Als ik zo eens naar het lijstje met kenmerken van de leesniveaus kijk, denk ik dat ik wel ongeveer een inschatting van mijn leesniveau kan maken. Niveau 1 valt voor mij al af, omdat er staat dat diegene niet van lezen houdt, en dat is bij mij zeker niet het geval. Niveau 2 komt al meer in de buurt, maar toch denk ik dat dit ook niet mijn leesniveau is, omdat er bijvoorbeeld staat dat de lezer afhaakt als het te moeilijk of te vreemd wordt, en ook dit zou ik niet zo snel doen. Dan komen we bij niveau 3 en ik denk dat ik dan wel ongeveer goed zit qua leesniveau. Ik ben, zoals er staat, een redelijk gemotiveerde lezer.  Ook staat er dat de lezer openstaat en nieuwsgierig is naar de wereld van anderen. Dit past ook wel bij mij, omdat ik al eerder in dit verhaal heb gezegd, dat ik het leuk vind om kennis te maken met andere culturen e.d. Toch is er wel een punt dat mijn mening over mijn leesniveau enigszins doet wankelen: ‘Leerling heeft ervaring met literatuur voor volwassenen.’ Dit past niet helemaal bij mij, omdat ik eigenlijk nog niet echt volwassenliteratuur gelezen heb. Ik ben weleens begonnen in een boek voor volwassenen en ik kon het wel redelijk begrijpen, maar om een of andere reden heb ik het boek toen niet meer uitgelezen. Door deze argumenten schat ik dat mijn leesniveau tussen niveau 2 en 3 in ligt, ook al denk ik wel dat het meer naar de ‘3-kant’ toe ligt.

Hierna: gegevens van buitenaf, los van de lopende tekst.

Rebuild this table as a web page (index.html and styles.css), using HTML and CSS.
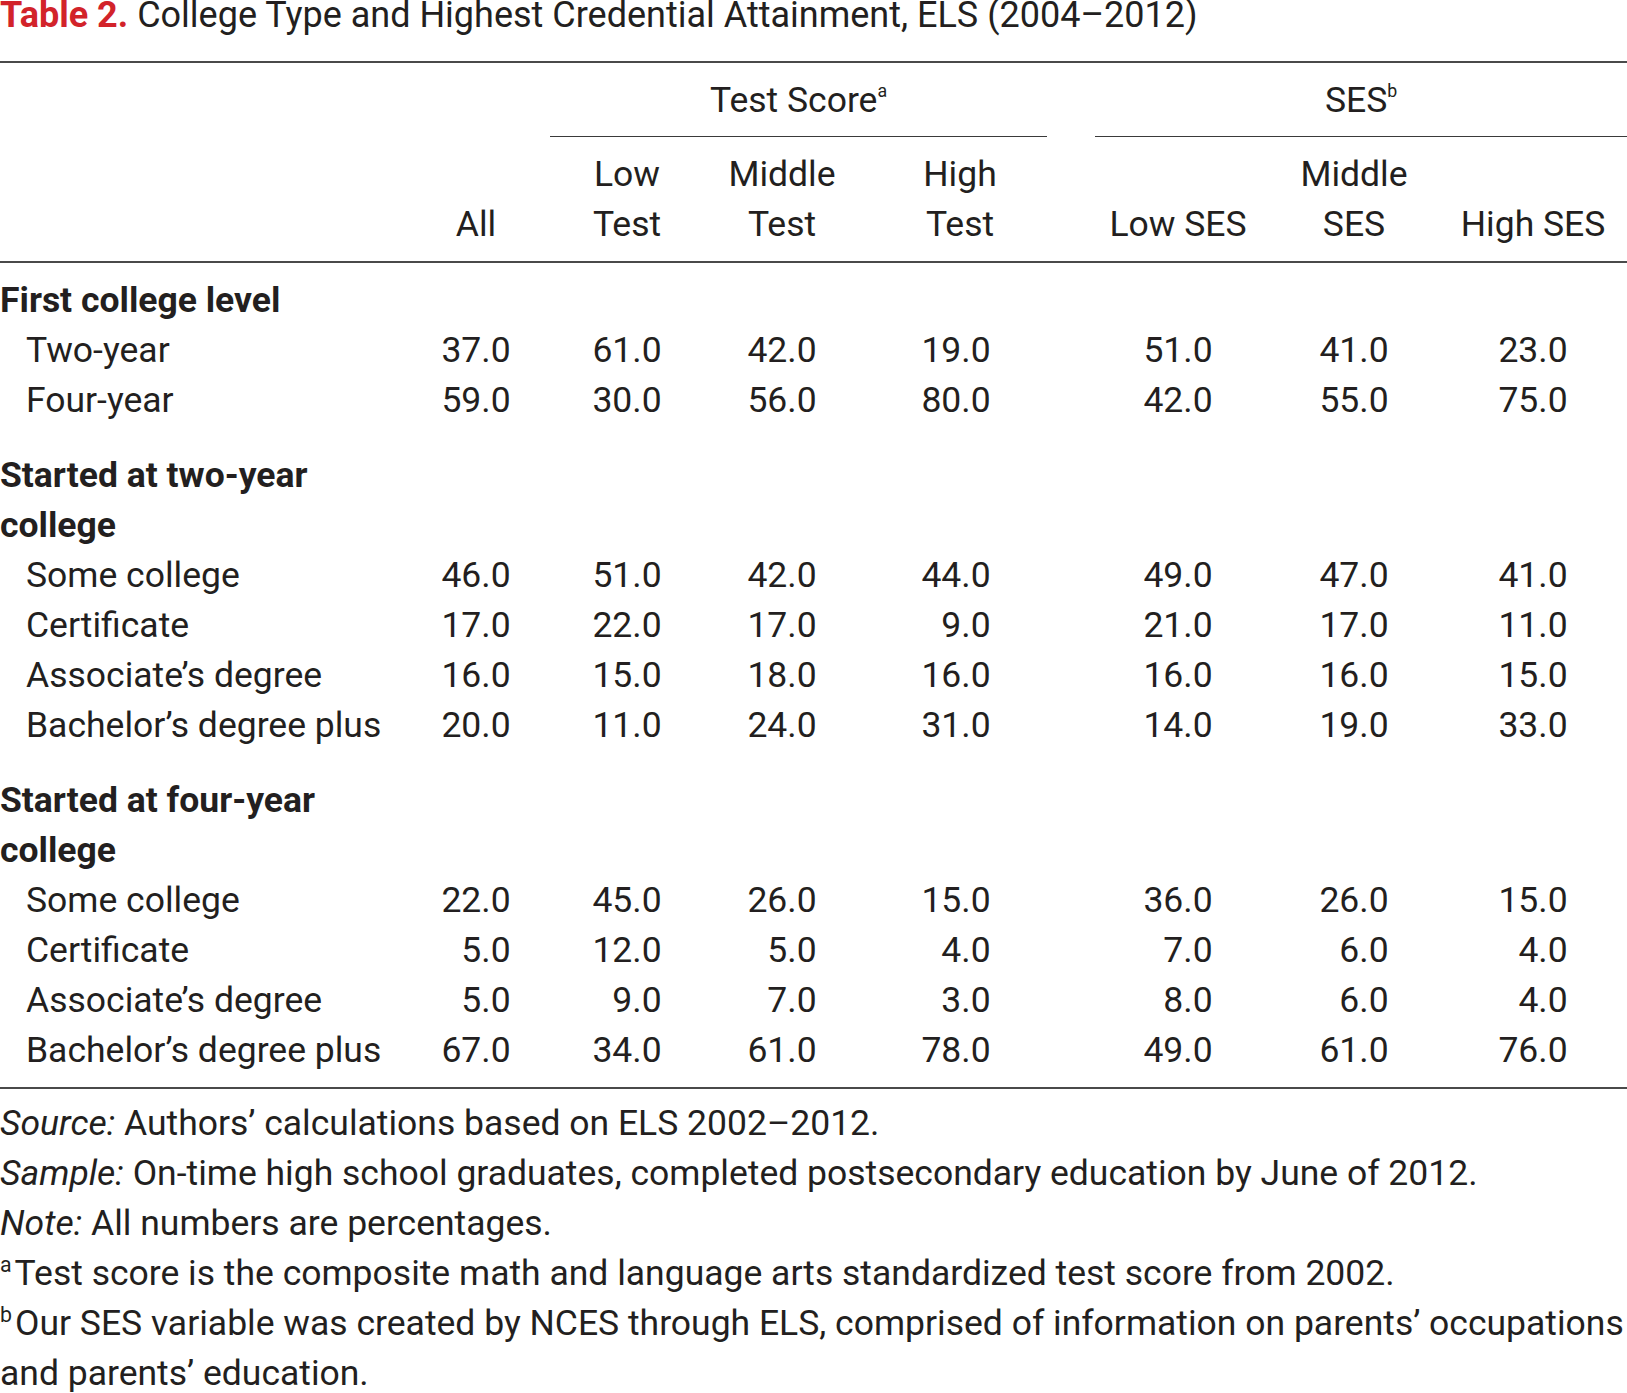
FILE: index.html
```html
<!DOCTYPE html>
<html>
<head>
<meta charset="utf-8">
<title>Table 2</title>
<link rel="stylesheet" href="styles.css">
</head>
<body>
<div class="page">
  <h1 class="title"><span class="label">Table 2.</span> College Type and Highest Credential Attainment, ELS (2004–2012)</h1>

  <table class="data">
    <colgroup>
      <col class="c-label">
      <col class="c-all">
      <col class="c-low">
      <col class="c-mid">
      <col class="c-high">
      <col class="c-gap">
      <col class="c-lses">
      <col class="c-mses">
      <col class="c-hses">
    </colgroup>
    <thead>
      <tr class="h1">
        <th></th>
        <th></th>
        <th colspan="3" class="grp"><span class="rule test">Test Score<sup>a</sup></span></th>
        <th></th>
        <th colspan="3" class="grp"><span class="rule">SES<sup>b</sup></span></th>
      </tr>
      <tr class="h2">
        <th></th>
        <th>All</th>
        <th>Low<br>Test</th>
        <th>Middle<br>Test</th>
        <th class="hi">High<br>Test</th>
        <th></th>
        <th>Low SES</th>
        <th>Middle<br>SES</th>
        <th class="last">High SES</th>
      </tr>
    </thead>
    <tbody>
      <tr class="group first">
        <td class="g">First college level</td><td colspan="8"></td>
      </tr>
      <tr>
        <td class="lab">Two-year</td>
        <td><span class="n">37.0</span></td><td><span class="n">61.0</span></td><td><span class="n">42.0</span></td><td><span class="n">19.0</span></td><td></td>
        <td><span class="n">51.0</span></td><td><span class="n">41.0</span></td><td class="last"><span class="n">23.0</span></td>
      </tr>
      <tr>
        <td class="lab">Four-year</td>
        <td><span class="n">59.0</span></td><td><span class="n">30.0</span></td><td><span class="n">56.0</span></td><td><span class="n">80.0</span></td><td></td>
        <td><span class="n">42.0</span></td><td><span class="n">55.0</span></td><td class="last"><span class="n">75.0</span></td>
      </tr>

      <tr class="group">
        <td class="g">Started at two-year college</td><td colspan="8"></td>
      </tr>
      <tr>
        <td class="lab">Some college</td>
        <td><span class="n">46.0</span></td><td><span class="n">51.0</span></td><td><span class="n">42.0</span></td><td><span class="n">44.0</span></td><td></td>
        <td><span class="n">49.0</span></td><td><span class="n">47.0</span></td><td class="last"><span class="n">41.0</span></td>
      </tr>
      <tr>
        <td class="lab">Certificate</td>
        <td><span class="n">17.0</span></td><td><span class="n">22.0</span></td><td><span class="n">17.0</span></td><td><span class="n">9.0</span></td><td></td>
        <td><span class="n">21.0</span></td><td><span class="n">17.0</span></td><td class="last"><span class="n">11.0</span></td>
      </tr>
      <tr>
        <td class="lab">Associate’s degree</td>
        <td><span class="n">16.0</span></td><td><span class="n">15.0</span></td><td><span class="n">18.0</span></td><td><span class="n">16.0</span></td><td></td>
        <td><span class="n">16.0</span></td><td><span class="n">16.0</span></td><td class="last"><span class="n">15.0</span></td>
      </tr>
      <tr>
        <td class="lab">Bachelor’s degree plus</td>
        <td><span class="n">20.0</span></td><td><span class="n">11.0</span></td><td><span class="n">24.0</span></td><td><span class="n">31.0</span></td><td></td>
        <td><span class="n">14.0</span></td><td><span class="n">19.0</span></td><td class="last"><span class="n">33.0</span></td>
      </tr>

      <tr class="group">
        <td class="g">Started at four-year college</td><td colspan="8"></td>
      </tr>
      <tr>
        <td class="lab">Some college</td>
        <td><span class="n">22.0</span></td><td><span class="n">45.0</span></td><td><span class="n">26.0</span></td><td><span class="n">15.0</span></td><td></td>
        <td><span class="n">36.0</span></td><td><span class="n">26.0</span></td><td class="last"><span class="n">15.0</span></td>
      </tr>
      <tr>
        <td class="lab">Certificate</td>
        <td><span class="n">5.0</span></td><td><span class="n">12.0</span></td><td><span class="n">5.0</span></td><td><span class="n">4.0</span></td><td></td>
        <td><span class="n">7.0</span></td><td><span class="n">6.0</span></td><td class="last"><span class="n">4.0</span></td>
      </tr>
      <tr>
        <td class="lab">Associate’s degree</td>
        <td><span class="n">5.0</span></td><td><span class="n">9.0</span></td><td><span class="n">7.0</span></td><td><span class="n">3.0</span></td><td></td>
        <td><span class="n">8.0</span></td><td><span class="n">6.0</span></td><td class="last"><span class="n">4.0</span></td>
      </tr>
      <tr class="end">
        <td class="lab">Bachelor’s degree plus</td>
        <td><span class="n">67.0</span></td><td><span class="n">34.0</span></td><td><span class="n">61.0</span></td><td><span class="n">78.0</span></td><td></td>
        <td><span class="n">49.0</span></td><td><span class="n">61.0</span></td><td class="last"><span class="n">76.0</span></td>
      </tr>
    </tbody>
  </table>

  <div class="notes">
    <p><em>Source:</em> Authors’ calculations based on ELS 2002–2012.</p>
    <p><em>Sample:</em> On-time high school graduates, completed postsecondary education by June of 2012.</p>
    <p><em>Note:</em> All numbers are percentages.</p>
    <p><sup class="fn">a</sup>Test score is the composite math and language arts standardized test score from 2002.</p>
    <p><sup class="fn">b</sup>Our SES variable was created by NCES through ELS, comprised of information on parents’ occupations and parents’ education.</p>
  </div>
</div>
</body>
</html>
```
FILE: styles.css
```css
html, body {
  margin: 0;
  padding: 0;
  background: #ffffff;
  overflow: hidden;
}

.page {
  width: 1627px;
  font-family: Roboto, "Liberation Sans", sans-serif;
  font-size: 35.5px;
  color: #231f20;
}

.title {
  margin: 0 0 31px 0;
  font-size: 36px;
  font-weight: 400;
  line-height: 30px;
  white-space: nowrap;
}

.title .label {
  color: #d2232a;
  font-weight: 700;
}

.data {
  width: 1627px;
  table-layout: fixed;
  border-collapse: separate;
  border-spacing: 0;
  line-height: 50px;
}

.c-label { width: 402px; }
.c-all { width: 148px; }
.c-low { width: 154px; }
.c-mid { width: 156px; }
.c-high { width: 192px; }
.c-gap { width: 43px; }
.c-lses { width: 166px; }
.c-mses { width: 186px; }
.c-hses { width: 180px; }

.data th,
.data td {
  padding: 0;
  font-weight: 400;
  text-align: center;
  vertical-align: bottom;
}

.h1 th {
  border-top: 2px solid #4a4a4a;
  padding-top: 12px;
}

.grp .rule {
  display: block;
  border-bottom: 1.5px solid #3a3a3a;
  padding-bottom: 11px;
}

.grp .rule.test {
  margin-right: 5px;
}

.h2 th {
  padding-top: 12px;
  padding-bottom: 12px;
  border-bottom: 2px solid #4a4a4a;
  white-space: nowrap;
}

.h2 th.hi {
  padding-left: 8px;
}

.h2 th.last {
  padding-right: 8px;
}

sup {
  font-size: 0.5em;
  line-height: 0;
  vertical-align: 0.85em;
}

.group td {
  padding-top: 25px;
}

.group.first td {
  padding-top: 12px;
}

.data td.g {
  text-align: left;
  font-weight: 700;
  vertical-align: top;
}

.data td.lab {
  text-align: left;
  padding-left: 26px;
  white-space: nowrap;
}

.data td.last {
  padding-right: 8px;
}

.n {
  display: inline-block;
  width: 1.95em;
  text-align: right;
}

.end td {
  padding-bottom: 12px;
  border-bottom: 2px solid #4a4a4a;
}

.notes {
  margin-top: 9px;
  line-height: 50px;
}

.notes p {
  margin: 0;
}

.notes em {
  font-style: italic;
}

.notes sup.fn {
  font-size: 0.6em;
  vertical-align: 0.6em;
  margin-right: 3px;
}
```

Ik sta over het algemeen open voor nieuwe literatuur, waarmee ik nog niet bekend ben. Het lijkt me best leuk om wat boeken voor de lijst te lezen, om een duidelijker beeld te krijgen wat nou echt bij mij past. Ik lees graag, dus het lijkt me geen probleem om enkele boeken voor de lijst te lezen.